DC Gets Slapped Again By a Federal Court Over Its Restrictive Gun Laws
Hans von Spakovsky /
The District of Columbia has lost the latest round in the seemingly never-ending litigation over the rules it keeps implementing to restrict Second Amendment rights.
In Wrenn v. District of Columbia, federal District Court Judge Frederick Scullin issued an injunction prohibiting the District from requiring that anyone seeking a concealed carry permit demonstrate a “good reason” for needing one.
D.C. had a virtual ban on the ownership of firearms until 2008. That’s when the U.S. Supreme Court threw it out as a violation of the Second Amendment. In District of Columbia v. Heller, the Court affirmed that the Second Amendment guarantees individual Americans—not just members of a state militia—the right to bear arms.
Since then, however, the city council has tried to impose restrictive registration and licensing rules clearly intended to make it as difficult as possible to own and carry a handgun. The result has been one lawsuit after another filed against the city.

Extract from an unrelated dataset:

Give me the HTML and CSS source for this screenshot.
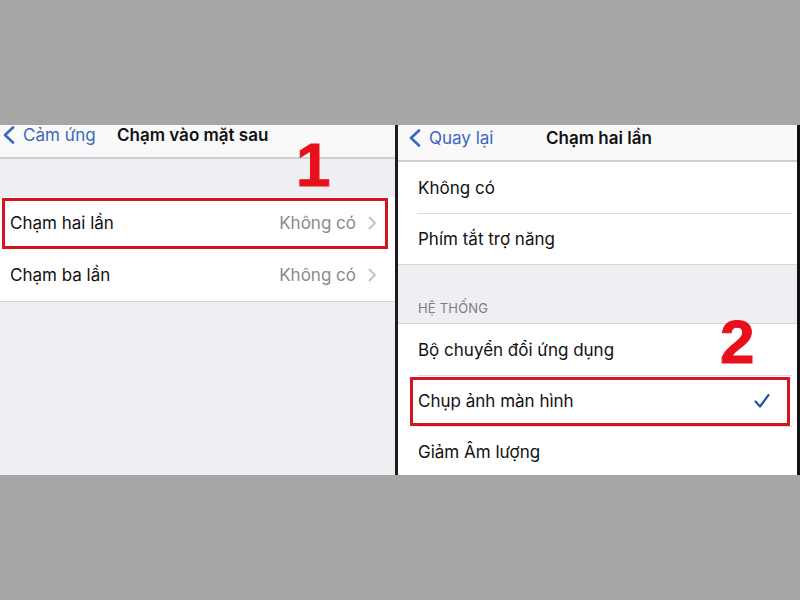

The latest iteration was over a revised carry rule that went into effect on Oct. 9, 2014. It stipulated that the chief of police could issue a carry permit only when an applicant had:
“Demonstrated a good reason to fear injury to his or her person, which shall at a minimum require a showing of a special need for self-protection distinguishable from the general community as supported by evidence of specific threats or previous attacks that demonstrate a special danger to the applicant’s life … [or] [d]emonstrated any other proper reasons for carrying a concealed pistol, which shall at a minimum include types of employment that require the handling of cash or other valuable objects … ”
Only a handful of individuals applying for a permit have been able to receive one since the rule took effect. In fact, as the court pointed out, this provision prevents the plaintiffs “as well as the vast majority of law-abiding citizens” of the District from being able to obtain a permit because they can’t meet the “good reason/proper reason” requirement.
In his 23-page opinion, Judge Scullin systematically dismantles all of the arguments advanced by the District, noting that it leaves residents “unable to exercise their fundamental right to bear arms for self-defense under the Second Amendment.”
For example, the District cited the report of a self-serving “Committee on the Judiciary and Public Safety,” set up by the city council, that claimed the empirical evidence shows that “‘right-to-carry’ laws were associated with substantially higher rates of aggravated assault, rape, robbery and murder.” But as Scullin pointed out, that evidence is “contradicted by, among other things, the Federal Bureau of Investigation’s” own crime statistics.
The District also argued that the restrictions on concealed carry were necessary to prevent crime and protect public safety. Scullin dismissed this argument as unproved: “Is the Court to conclude that people who do not have a heightened need for self-protection are more likely to commit violent crimes?”
The judge noted that whether an individual meets the “good reason/proper reason” requirement “does not indicate, in any way, whether that person is less likely to misuse handguns or may be less dangerous.”
The judge also pointed out that individuals who can’t show a greater need for self-protection “are just as likely to be victims of violent crimes.” In fact, the District’s requirement “will neither make it less likely that those who meet this requirement will present a risk to other members of the public or commit violent crimes than those who cannot meet this requirement.”
Even without this restrictive provision, Scullin noted that the plaintiffs had shown that D.C. will still have one of “the most stringent handgun licensing requirements in the country, requiring not just extensive training and background checks for applicants and registration of carried guns, but the full panoply of extreme (and dubious) restrictions upon licensed handgun carriers.”
It is time for the District of Columbia’s city council, Mayor Muriel Bowser, and Police Chief Cathy Lanier to stop wasting taxpayer money in endless rounds of litigation seeking to get around the Heller decision and prevent their residents from exercising their Second Amendment rights to protect themselves and their families.
Perhaps if the city instead focused on improving the effectiveness of its law enforcement, residents might not feel such a need to protect themselves in a crime-ridden city by asserting their Second Amendment rights.